— start —

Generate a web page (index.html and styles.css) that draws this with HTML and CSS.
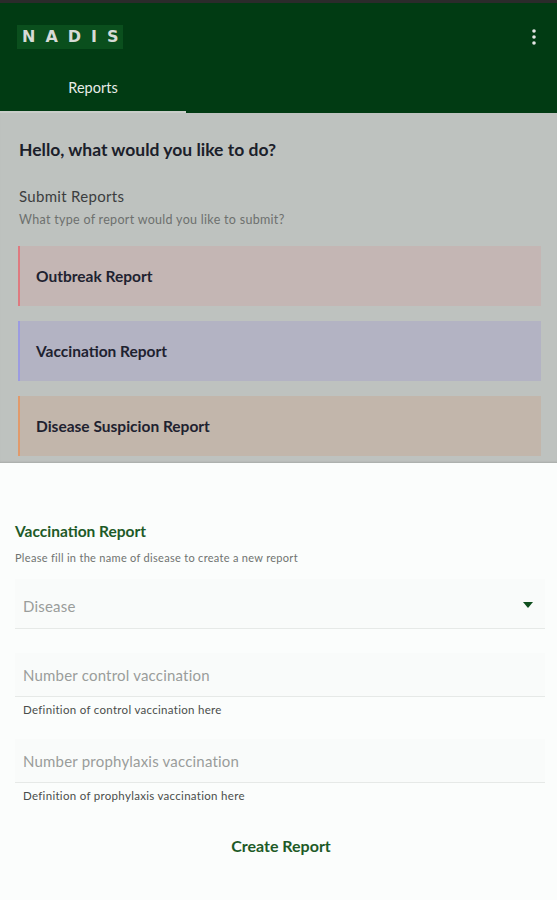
FILE: index.html
```html
<!DOCTYPE html>
<html>
<head>
<meta charset="utf-8">
<link rel="stylesheet" href="styles.css">
</head>
<body>
<div class="screen">
  <div class="status"></div>
  <header class="appbar">
    <div class="toolbar">
      <span class="logo">NADI<span class="last">S</span></span>
      <svg class="kebab" width="4" height="16" viewBox="0 0 4 16"><circle cx="2" cy="2" r="1.8" fill="#e6e6e6"/><circle cx="2" cy="8" r="1.8" fill="#e6e6e6"/><circle cx="2" cy="14" r="1.8" fill="#e6e6e6"/></svg>
    </div>
    <nav class="tabs">
      <div class="tab active">Reports</div>
    </nav>
  </header>
  <main class="content">
    <h1 class="hello">Hello, what would you like to do?</h1>
    <div class="section-title">Submit Reports</div>
    <div class="section-sub">What type of report would you like to submit?</div>
    <div class="cards">
      <div class="card outbreak">Outbreak Report</div>
      <div class="card vaccination">Vaccination Report</div>
      <div class="card suspicion">Disease Suspicion Report</div>
    </div>
  </main>
  <section class="sheet">
    <h2 class="sheet-title">Vaccination Report</h2>
    <p class="sheet-sub">Please fill in the name of disease to create a new report</p>
    <div class="field select">
      <span class="placeholder">Disease</span>
      <svg class="arrow" width="10" height="6" viewBox="0 0 10 6"><path d="M0 0 L10 0 L5 6 Z" fill="#0f4f1e"/></svg>
    </div>
    <div class="field input"><span class="placeholder">Number control vaccination</span></div>
    <div class="helper">Definition of control vaccination here</div>
    <div class="field input"><span class="placeholder">Number prophylaxis vaccination</span></div>
    <div class="helper">Definition of prophylaxis vaccination here</div>
    <div class="actions"><button class="create">Create Report</button></div>
  </section>
</div>
</body>
</html>
```

FILE: styles.css
```css
* { box-sizing: border-box; }
html, body { margin: 0; padding: 0; }
body {
  font-family: Lato, "Open Sans", sans-serif;
  background: #fbfdfc;
  width: 557px;
  height: 900px;
  overflow: hidden;
}
.screen { display: flex; flex-direction: column; height: 900px; }
.status { height: 3px; background: #2b2b2b; }
.appbar { background: #013b13; display: flex; flex-direction: column; }
.toolbar {
  height: 62px;
  display: flex;
  align-items: center;
  justify-content: space-between;
  padding: 0 21px 0 17px;
}
.logo {
  background: #0a4f1d;
  color: #d7dbd7;
  font-family: "DejaVu Sans", sans-serif;
  font-weight: bold;
  font-size: 16px;
  letter-spacing: 10px;
  padding: 2px 4px 2px 5px;
  line-height: 20px;
  margin-top: 6px;
}
.logo .last { letter-spacing: 0; }
.kebab { margin-top: 6px; }
.tabs { height: 48px; display: flex; }
.tab {
  width: 186px;
  display: flex;
  align-items: center;
  justify-content: center;
  color: #e8ece8;
  font-size: 14.5px;
  padding-bottom: 2px;
  border-bottom: 2px solid transparent;
}
.tab.active { border-bottom-color: #c9cdc9; }
.content {
  background: #bec2bf;
  height: 350px;
  padding: 27px 16px 0 18px;
  box-shadow: inset 0 -2px 2px -1px rgba(0,0,0,0.12);
}
.hello {
  margin: 0 0 0 1px;
  font-size: 17.5px;
  font-weight: bold;
  color: #1b202a;
  line-height: 20px;
}
.section-title {
  margin: 27px 0 0 1px;
  font-size: 15px;
  letter-spacing: 0.3px;
  color: #3b3d3e;
  line-height: 18px;
}
.section-sub {
  margin: 7px 0 0 1px;
  font-size: 12.5px;
  letter-spacing: 0.3px;
  color: #6d706e;
  line-height: 16px;
}
.cards { display: flex; flex-direction: column; gap: 15px; margin-top: 18px; }
.card {
  height: 60px;
  display: flex;
  align-items: center;
  padding-left: 16px;
  font-size: 15.5px;
  font-weight: bold;
  color: #1e2230;
  border-left: 2px solid;
}
.card.outbreak { background: #c4b6b4; border-left-color: #de7a80; }
.card.vaccination { background: #b3b3c3; border-left-color: #9c9ce0; }
.card.suspicion { background: #c2b6ab; border-left-color: #e09a6c; }
.sheet {
  flex: 1;
  background: #fbfdfc;
  padding: 59px 12px 0 15px;
}
.sheet-title {
  margin: 0;
  font-size: 15.5px;
  font-weight: bold;
  color: #1d5a27;
  line-height: 18px;
}
.sheet-sub {
  margin: 11px 0 0 0;
  font-size: 11px;
  letter-spacing: 0.3px;
  color: #6f7370;
  line-height: 13px;
}
.field {
  display: flex;
  align-items: center;
  justify-content: space-between;
  border-bottom: 1px solid #e6e9e7;
  background: #f9fbfa;
  padding: 0 8px 0 8px;
}
.select { height: 50px; margin-top: 15px; padding-top: 4px; }
.input { height: 44px; }
.select + .input { margin-top: 24px; }
.helper + .input { margin-top: 23px; }
.placeholder { font-size: 15px; letter-spacing: 0.2px; color: #9a9d9b; }
.arrow { margin-right: 4px; margin-top: -2px; }
.helper {
  font-size: 11.5px;
  letter-spacing: 0.3px;
  color: #4a4d4b;
  padding: 6px 8px 0 8px;
  line-height: 13px;
}
.actions { display: flex; justify-content: center; margin-top: 34px; padding-left: 2px; }
.create {
  background: none;
  border: none;
  font-family: Lato, "Open Sans", sans-serif;
  font-size: 16px;
  font-weight: bold;
  color: #1d5a27;
  padding: 0;
}
```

— end —

Goal: Your copy of the data above should match it exactly, except that pictures are left out.

Result of the task:
Generate a web page (index.html and styles.css) that draws this with HTML and CSS.
FILE: index.html
```html
<!DOCTYPE html>
<html>
<head>
<meta charset="utf-8">
<link rel="stylesheet" href="styles.css">
</head>
<body>
<div class="screen">
  <div class="status"></div>
  <header class="appbar">
    <div class="toolbar">
      <span class="logo">NADI<span class="last">S</span></span>
      <svg class="kebab" width="4" height="16" viewBox="0 0 4 16"><circle cx="2" cy="2" r="1.8" fill="#e6e6e6"/><circle cx="2" cy="8" r="1.8" fill="#e6e6e6"/><circle cx="2" cy="14" r="1.8" fill="#e6e6e6"/></svg>
    </div>
    <nav class="tabs">
      <div class="tab active">Reports</div>
    </nav>
  </header>
  <main class="content">
    <h1 class="hello">Hello, what would you like to do?</h1>
    <div class="section-title">Submit Reports</div>
    <div class="section-sub">What type of report would you like to submit?</div>
    <div class="cards">
      <div class="card outbreak">Outbreak Report</div>
      <div class="card vaccination">Vaccination Report</div>
      <div class="card suspicion">Disease Suspicion Report</div>
    </div>
  </main>
  <section class="sheet">
    <h2 class="sheet-title">Vaccination Report</h2>
    <p class="sheet-sub">Please fill in the name of disease to create a new report</p>
    <div class="field select">
      <span class="placeholder">Disease</span>
      <svg class="arrow" width="10" height="6" viewBox="0 0 10 6"><path d="M0 0 L10 0 L5 6 Z" fill="#0f4f1e"/></svg>
    </div>
    <div class="field input"><span class="placeholder">Number control vaccination</span></div>
    <div class="helper">Definition of control vaccination here</div>
    <div class="field input"><span class="placeholder">Number prophylaxis vaccination</span></div>
    <div class="helper">Definition of prophylaxis vaccination here</div>
    <div class="actions"><button class="create">Create Report</button></div>
  </section>
</div>
</body>
</html>
```

FILE: styles.css
```css
* { box-sizing: border-box; }
html, body { margin: 0; padding: 0; }
body {
  font-family: Lato, "Open Sans", sans-serif;
  background: #fbfdfc;
  width: 557px;
  height: 900px;
  overflow: hidden;
}
.screen { display: flex; flex-direction: column; height: 900px; }
.status { height: 3px; background: #2b2b2b; }
.appbar { background: #013b13; display: flex; flex-direction: column; }
.toolbar {
  height: 62px;
  display: flex;
  align-items: center;
  justify-content: space-between;
  padding: 0 21px 0 17px;
}
.logo {
  background: #0a4f1d;
  color: #d7dbd7;
  font-family: "DejaVu Sans", sans-serif;
  font-weight: bold;
  font-size: 16px;
  letter-spacing: 10px;
  padding: 2px 4px 2px 5px;
  line-height: 20px;
  margin-top: 6px;
}
.logo .last { letter-spacing: 0; }
.kebab { margin-top: 6px; }
.tabs { height: 48px; display: flex; }
.tab {
  width: 186px;
  display: flex;
  align-items: center;
  justify-content: center;
  color: #e8ece8;
  font-size: 14.5px;
  padding-bottom: 2px;
  border-bottom: 2px solid transparent;
}
.tab.active { border-bottom-color: #c9cdc9; }
.content {
  background: #bec2bf;
  height: 350px;
  padding: 27px 16px 0 18px;
  box-shadow: inset 0 -2px 2px -1px rgba(0,0,0,0.12);
}
.hello {
  margin: 0 0 0 1px;
  font-size: 17.5px;
  font-weight: bold;
  color: #1b202a;
  line-height: 20px;
}
.section-title {
  margin: 27px 0 0 1px;
  font-size: 15px;
  letter-spacing: 0.3px;
  color: #3b3d3e;
  line-height: 18px;
}
.section-sub {
  margin: 7px 0 0 1px;
  font-size: 12.5px;
  letter-spacing: 0.3px;
  color: #6d706e;
  line-height: 16px;
}
.cards { display: flex; flex-direction: column; gap: 15px; margin-top: 18px; }
.card {
  height: 60px;
  display: flex;
  align-items: center;
  padding-left: 16px;
  font-size: 15.5px;
  font-weight: bold;
  color: #1e2230;
  border-left: 2px solid;
}
.card.outbreak { background: #c4b6b4; border-left-color: #de7a80; }
.card.vaccination { background: #b3b3c3; border-left-color: #9c9ce0; }
.card.suspicion { background: #c2b6ab; border-left-color: #e09a6c; }
.sheet {
  flex: 1;
  background: #fbfdfc;
  padding: 59px 12px 0 15px;
}
.sheet-title {
  margin: 0;
  font-size: 15.5px;
  font-weight: bold;
  color: #1d5a27;
  line-height: 18px;
}
.sheet-sub {
  margin: 11px 0 0 0;
  font-size: 11px;
  letter-spacing: 0.3px;
  color: #6f7370;
  line-height: 13px;
}
.field {
  display: flex;
  align-items: center;
  justify-content: space-between;
  border-bottom: 1px solid #e6e9e7;
  background: #f9fbfa;
  padding: 0 8px 0 8px;
}
.select { height: 50px; margin-top: 15px; padding-top: 4px; }
.input { height: 44px; }
.select + .input { margin-top: 24px; }
.helper + .input { margin-top: 23px; }
.placeholder { font-size: 15px; letter-spacing: 0.2px; color: #9a9d9b; }
.arrow { margin-right: 4px; margin-top: -2px; }
.helper {
  font-size: 11.5px;
  letter-spacing: 0.3px;
  color: #4a4d4b;
  padding: 6px 8px 0 8px;
  line-height: 13px;
}
.actions { display: flex; justify-content: center; margin-top: 34px; padding-left: 2px; }
.create {
  background: none;
  border: none;
  font-family: Lato, "Open Sans", sans-serif;
  font-size: 16px;
  font-weight: bold;
  color: #1d5a27;
  padding: 0;
}
```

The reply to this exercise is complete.